Set task ::
Reproduce every line in the listing that contains the word "index".

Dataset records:

= = = =

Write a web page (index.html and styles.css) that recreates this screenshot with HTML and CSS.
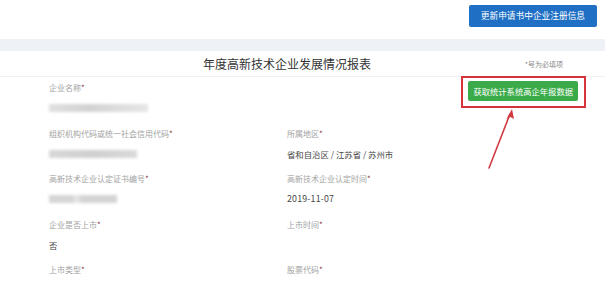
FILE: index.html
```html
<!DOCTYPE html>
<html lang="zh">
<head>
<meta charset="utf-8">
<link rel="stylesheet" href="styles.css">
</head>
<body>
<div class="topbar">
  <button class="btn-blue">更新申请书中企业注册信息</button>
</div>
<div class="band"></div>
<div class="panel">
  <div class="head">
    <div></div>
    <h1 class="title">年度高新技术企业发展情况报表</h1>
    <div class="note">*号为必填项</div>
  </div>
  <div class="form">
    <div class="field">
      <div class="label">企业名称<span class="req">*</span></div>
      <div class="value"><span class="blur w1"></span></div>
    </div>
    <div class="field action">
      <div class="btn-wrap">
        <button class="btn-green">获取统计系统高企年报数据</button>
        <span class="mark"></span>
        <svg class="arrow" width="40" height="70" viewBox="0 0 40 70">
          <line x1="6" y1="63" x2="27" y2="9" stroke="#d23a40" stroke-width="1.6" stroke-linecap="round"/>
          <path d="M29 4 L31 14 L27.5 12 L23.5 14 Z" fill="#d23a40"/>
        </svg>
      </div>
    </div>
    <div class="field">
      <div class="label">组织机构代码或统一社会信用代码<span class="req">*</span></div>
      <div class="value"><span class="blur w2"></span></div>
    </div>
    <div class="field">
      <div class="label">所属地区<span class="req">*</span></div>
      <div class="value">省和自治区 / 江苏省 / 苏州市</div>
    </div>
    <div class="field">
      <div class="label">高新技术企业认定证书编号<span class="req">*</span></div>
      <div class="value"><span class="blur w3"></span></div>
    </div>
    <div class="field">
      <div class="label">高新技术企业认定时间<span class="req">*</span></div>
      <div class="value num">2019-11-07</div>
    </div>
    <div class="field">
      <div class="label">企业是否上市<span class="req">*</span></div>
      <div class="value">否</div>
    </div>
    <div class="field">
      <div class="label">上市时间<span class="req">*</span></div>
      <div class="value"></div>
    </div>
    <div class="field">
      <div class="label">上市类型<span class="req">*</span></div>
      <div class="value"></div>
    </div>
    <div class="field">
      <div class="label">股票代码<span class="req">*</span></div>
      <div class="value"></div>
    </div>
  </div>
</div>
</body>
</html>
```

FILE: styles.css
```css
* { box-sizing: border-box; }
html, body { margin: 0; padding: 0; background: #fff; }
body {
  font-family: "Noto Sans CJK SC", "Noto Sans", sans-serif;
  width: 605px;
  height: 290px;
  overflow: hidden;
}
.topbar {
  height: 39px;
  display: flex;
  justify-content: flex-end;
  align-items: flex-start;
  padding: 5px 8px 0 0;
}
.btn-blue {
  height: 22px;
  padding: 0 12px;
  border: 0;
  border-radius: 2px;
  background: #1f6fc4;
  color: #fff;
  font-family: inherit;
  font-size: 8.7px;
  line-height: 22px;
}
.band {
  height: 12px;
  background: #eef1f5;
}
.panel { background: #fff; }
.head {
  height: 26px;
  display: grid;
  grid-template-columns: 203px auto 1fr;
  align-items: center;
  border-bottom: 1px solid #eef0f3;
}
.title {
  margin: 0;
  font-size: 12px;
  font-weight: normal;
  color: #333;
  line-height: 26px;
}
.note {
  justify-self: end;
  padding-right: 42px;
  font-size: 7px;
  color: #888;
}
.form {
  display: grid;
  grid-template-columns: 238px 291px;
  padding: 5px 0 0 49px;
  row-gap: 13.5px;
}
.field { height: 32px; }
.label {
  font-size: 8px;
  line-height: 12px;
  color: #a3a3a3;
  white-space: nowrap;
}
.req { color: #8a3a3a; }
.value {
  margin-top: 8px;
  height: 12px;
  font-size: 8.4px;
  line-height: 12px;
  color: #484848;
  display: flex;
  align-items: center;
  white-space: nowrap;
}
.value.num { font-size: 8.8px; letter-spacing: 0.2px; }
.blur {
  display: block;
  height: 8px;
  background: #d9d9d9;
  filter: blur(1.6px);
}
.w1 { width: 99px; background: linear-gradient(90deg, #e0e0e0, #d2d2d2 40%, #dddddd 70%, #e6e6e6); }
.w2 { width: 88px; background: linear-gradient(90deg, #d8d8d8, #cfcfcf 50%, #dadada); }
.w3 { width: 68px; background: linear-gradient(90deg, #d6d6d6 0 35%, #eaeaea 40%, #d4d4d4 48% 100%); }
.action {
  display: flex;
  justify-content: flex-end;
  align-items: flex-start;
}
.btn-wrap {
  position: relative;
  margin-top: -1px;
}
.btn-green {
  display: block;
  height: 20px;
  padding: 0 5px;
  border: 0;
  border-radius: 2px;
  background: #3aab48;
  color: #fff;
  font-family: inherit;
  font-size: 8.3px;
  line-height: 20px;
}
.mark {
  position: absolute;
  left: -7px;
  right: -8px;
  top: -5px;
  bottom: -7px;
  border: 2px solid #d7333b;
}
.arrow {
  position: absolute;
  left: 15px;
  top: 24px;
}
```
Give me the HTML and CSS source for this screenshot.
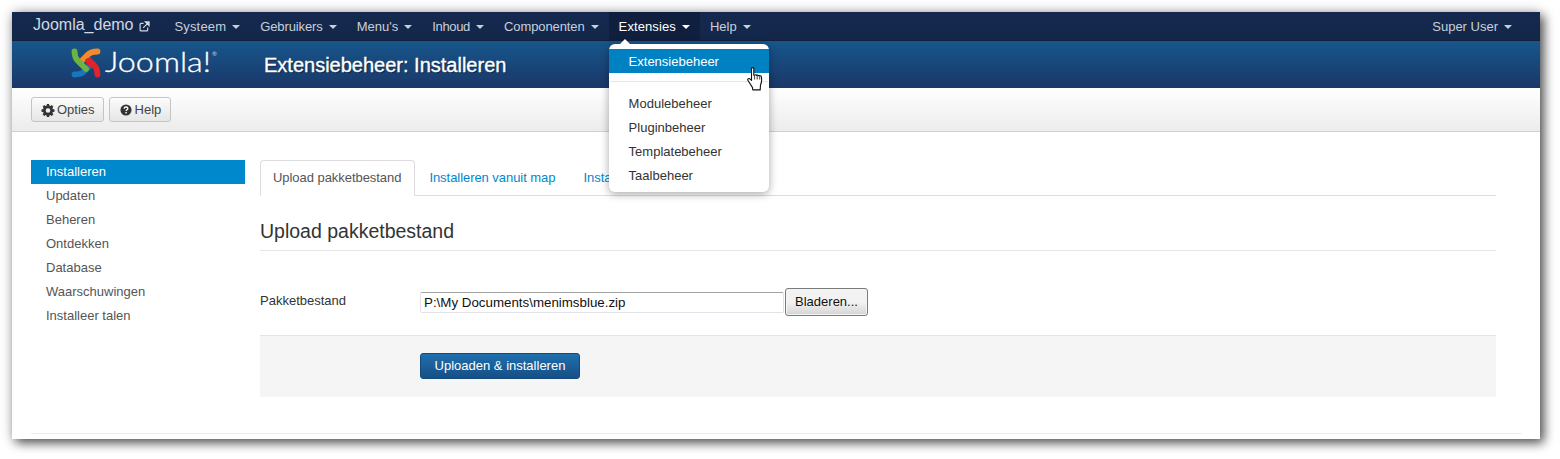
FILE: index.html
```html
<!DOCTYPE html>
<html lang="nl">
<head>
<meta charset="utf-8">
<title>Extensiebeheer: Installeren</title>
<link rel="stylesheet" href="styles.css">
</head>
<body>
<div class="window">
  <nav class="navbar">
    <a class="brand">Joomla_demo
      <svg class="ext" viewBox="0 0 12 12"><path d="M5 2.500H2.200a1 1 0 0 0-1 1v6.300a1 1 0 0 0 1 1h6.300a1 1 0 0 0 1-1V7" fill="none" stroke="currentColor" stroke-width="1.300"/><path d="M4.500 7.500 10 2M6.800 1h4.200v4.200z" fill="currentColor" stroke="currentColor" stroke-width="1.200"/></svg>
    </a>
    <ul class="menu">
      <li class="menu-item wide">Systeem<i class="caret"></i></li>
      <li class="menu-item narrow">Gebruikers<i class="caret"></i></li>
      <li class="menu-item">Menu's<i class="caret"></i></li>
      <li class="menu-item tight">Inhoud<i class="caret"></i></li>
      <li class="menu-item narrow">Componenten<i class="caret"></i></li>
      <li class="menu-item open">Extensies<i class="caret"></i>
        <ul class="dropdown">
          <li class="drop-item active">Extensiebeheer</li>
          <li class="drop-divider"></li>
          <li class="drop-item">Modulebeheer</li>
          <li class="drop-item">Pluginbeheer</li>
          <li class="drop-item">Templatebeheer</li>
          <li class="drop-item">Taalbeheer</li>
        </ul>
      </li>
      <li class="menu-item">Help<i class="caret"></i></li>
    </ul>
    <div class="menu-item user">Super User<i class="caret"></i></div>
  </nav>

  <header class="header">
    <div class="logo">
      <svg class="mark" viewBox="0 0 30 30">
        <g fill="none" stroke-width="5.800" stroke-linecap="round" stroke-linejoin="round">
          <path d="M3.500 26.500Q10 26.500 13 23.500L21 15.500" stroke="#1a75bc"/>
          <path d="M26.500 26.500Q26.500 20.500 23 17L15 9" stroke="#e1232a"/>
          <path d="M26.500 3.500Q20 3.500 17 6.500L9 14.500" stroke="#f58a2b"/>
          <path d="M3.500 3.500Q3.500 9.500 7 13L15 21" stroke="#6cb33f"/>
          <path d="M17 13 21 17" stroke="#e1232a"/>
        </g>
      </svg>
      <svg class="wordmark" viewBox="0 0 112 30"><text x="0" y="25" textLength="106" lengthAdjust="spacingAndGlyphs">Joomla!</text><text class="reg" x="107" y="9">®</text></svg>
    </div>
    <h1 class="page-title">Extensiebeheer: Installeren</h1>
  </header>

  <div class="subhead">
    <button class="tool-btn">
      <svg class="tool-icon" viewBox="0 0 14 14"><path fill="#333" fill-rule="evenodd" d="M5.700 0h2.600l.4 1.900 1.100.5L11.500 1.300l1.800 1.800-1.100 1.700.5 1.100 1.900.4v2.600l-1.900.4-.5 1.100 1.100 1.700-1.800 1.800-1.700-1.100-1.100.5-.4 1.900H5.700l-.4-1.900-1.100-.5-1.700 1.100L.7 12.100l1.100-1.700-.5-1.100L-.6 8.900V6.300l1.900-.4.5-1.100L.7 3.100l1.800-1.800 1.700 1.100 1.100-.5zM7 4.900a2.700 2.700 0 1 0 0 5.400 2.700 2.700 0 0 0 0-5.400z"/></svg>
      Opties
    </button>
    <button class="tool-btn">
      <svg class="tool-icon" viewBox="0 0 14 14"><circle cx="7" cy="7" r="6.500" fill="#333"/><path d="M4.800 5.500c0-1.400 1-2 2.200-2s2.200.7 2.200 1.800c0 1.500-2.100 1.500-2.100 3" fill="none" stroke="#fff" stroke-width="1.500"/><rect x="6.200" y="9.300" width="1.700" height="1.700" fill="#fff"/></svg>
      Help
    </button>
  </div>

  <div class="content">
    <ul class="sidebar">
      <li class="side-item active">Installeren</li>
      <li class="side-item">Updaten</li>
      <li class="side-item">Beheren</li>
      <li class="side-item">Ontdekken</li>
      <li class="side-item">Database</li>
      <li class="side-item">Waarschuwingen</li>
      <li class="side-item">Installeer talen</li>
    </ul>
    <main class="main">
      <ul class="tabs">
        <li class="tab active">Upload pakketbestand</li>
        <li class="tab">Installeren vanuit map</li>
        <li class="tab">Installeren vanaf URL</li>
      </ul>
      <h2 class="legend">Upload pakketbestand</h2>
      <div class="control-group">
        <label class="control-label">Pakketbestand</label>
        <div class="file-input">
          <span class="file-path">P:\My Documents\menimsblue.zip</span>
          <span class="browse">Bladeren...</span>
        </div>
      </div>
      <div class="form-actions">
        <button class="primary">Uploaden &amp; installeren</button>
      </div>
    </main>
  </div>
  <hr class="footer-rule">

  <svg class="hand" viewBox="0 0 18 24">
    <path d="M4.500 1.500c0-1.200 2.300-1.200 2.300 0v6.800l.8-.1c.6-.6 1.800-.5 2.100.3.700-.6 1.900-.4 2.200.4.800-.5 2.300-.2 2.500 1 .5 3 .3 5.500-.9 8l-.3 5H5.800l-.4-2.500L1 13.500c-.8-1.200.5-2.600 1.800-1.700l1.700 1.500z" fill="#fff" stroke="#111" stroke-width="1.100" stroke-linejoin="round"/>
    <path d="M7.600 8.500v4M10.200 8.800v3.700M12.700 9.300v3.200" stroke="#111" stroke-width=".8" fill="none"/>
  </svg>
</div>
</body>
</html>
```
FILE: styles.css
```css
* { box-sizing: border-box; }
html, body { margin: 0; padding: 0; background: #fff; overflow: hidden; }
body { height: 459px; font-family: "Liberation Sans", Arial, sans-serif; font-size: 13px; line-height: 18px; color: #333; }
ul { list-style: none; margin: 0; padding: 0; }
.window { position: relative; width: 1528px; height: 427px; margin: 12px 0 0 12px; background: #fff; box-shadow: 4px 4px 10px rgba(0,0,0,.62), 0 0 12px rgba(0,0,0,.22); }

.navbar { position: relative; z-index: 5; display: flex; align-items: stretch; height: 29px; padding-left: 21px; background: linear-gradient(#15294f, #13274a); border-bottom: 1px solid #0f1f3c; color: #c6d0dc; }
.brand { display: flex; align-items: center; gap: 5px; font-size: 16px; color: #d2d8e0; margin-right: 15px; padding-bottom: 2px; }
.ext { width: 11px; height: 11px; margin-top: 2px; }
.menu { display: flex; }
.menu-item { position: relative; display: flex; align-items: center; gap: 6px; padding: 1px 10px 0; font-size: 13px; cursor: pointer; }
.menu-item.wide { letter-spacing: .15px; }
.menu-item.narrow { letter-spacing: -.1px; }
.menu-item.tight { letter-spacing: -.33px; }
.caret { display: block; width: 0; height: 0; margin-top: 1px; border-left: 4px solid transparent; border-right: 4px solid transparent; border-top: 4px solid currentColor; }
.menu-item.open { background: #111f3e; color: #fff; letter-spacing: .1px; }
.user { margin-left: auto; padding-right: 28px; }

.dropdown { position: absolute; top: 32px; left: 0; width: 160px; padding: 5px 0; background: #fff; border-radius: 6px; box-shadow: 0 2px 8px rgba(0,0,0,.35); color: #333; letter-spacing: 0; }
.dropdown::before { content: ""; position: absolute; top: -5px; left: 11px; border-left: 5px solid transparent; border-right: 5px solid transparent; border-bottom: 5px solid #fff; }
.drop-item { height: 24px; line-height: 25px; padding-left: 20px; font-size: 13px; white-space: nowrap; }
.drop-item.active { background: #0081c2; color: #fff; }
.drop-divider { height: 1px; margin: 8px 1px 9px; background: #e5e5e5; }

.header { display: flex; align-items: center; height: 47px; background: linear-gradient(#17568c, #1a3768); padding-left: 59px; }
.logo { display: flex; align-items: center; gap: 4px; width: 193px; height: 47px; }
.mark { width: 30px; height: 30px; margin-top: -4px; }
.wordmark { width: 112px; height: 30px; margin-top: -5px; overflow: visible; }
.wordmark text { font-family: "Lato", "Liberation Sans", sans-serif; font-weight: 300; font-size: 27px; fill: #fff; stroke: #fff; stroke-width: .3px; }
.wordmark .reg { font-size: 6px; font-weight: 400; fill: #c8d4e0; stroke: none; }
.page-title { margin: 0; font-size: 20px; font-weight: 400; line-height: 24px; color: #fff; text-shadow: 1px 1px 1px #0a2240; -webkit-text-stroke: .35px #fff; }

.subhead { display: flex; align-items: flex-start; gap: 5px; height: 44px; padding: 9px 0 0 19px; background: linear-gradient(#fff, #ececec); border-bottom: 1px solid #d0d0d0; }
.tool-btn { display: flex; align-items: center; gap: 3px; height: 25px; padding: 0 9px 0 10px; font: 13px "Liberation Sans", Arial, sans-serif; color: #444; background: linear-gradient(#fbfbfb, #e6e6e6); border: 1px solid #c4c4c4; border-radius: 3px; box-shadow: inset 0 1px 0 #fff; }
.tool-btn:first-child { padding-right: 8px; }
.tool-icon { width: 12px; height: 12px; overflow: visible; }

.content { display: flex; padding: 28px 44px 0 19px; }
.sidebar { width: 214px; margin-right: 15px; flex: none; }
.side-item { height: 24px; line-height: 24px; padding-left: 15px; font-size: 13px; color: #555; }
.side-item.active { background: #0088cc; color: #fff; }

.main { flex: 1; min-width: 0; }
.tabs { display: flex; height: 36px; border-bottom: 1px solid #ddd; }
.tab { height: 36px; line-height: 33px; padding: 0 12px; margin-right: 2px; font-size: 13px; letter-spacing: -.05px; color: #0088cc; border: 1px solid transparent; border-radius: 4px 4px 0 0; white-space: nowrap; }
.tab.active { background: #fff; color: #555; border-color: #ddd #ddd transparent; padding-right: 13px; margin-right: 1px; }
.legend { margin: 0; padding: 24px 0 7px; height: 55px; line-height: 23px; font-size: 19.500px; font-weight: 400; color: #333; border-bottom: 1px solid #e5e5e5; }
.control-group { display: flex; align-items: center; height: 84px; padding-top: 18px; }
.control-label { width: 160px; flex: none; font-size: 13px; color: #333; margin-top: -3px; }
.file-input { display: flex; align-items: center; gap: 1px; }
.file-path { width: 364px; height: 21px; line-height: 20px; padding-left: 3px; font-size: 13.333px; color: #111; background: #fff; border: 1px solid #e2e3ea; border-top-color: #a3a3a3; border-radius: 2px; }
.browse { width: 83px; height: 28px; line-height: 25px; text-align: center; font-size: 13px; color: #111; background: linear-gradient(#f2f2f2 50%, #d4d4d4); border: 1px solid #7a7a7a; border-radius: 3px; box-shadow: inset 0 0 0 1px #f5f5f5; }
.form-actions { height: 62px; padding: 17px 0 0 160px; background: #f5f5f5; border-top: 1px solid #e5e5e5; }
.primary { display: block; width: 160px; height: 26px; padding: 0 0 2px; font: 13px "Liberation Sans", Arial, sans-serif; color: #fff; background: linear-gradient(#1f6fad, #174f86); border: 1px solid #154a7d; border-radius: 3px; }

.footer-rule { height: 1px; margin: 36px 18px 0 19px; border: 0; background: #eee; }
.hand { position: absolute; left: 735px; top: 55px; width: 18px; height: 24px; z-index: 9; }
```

= = = =

Task response ::
Write a web page (index.html and styles.css) that recreates this screenshot with HTML and CSS.
FILE: index.html
FILE: index.html
.navbar { position: relative; z-index: 5; display: flex; align-items: stretch; height: 29px; padding-left: 21px; background: linear-gradient(#15294f, #13274a); border-bottom: 1px solid #0f1f3c; color: #c6d0dc; }
.hand { position: absolute; left: 735px; top: 55px; width: 18px; height: 24px; z-index: 9; }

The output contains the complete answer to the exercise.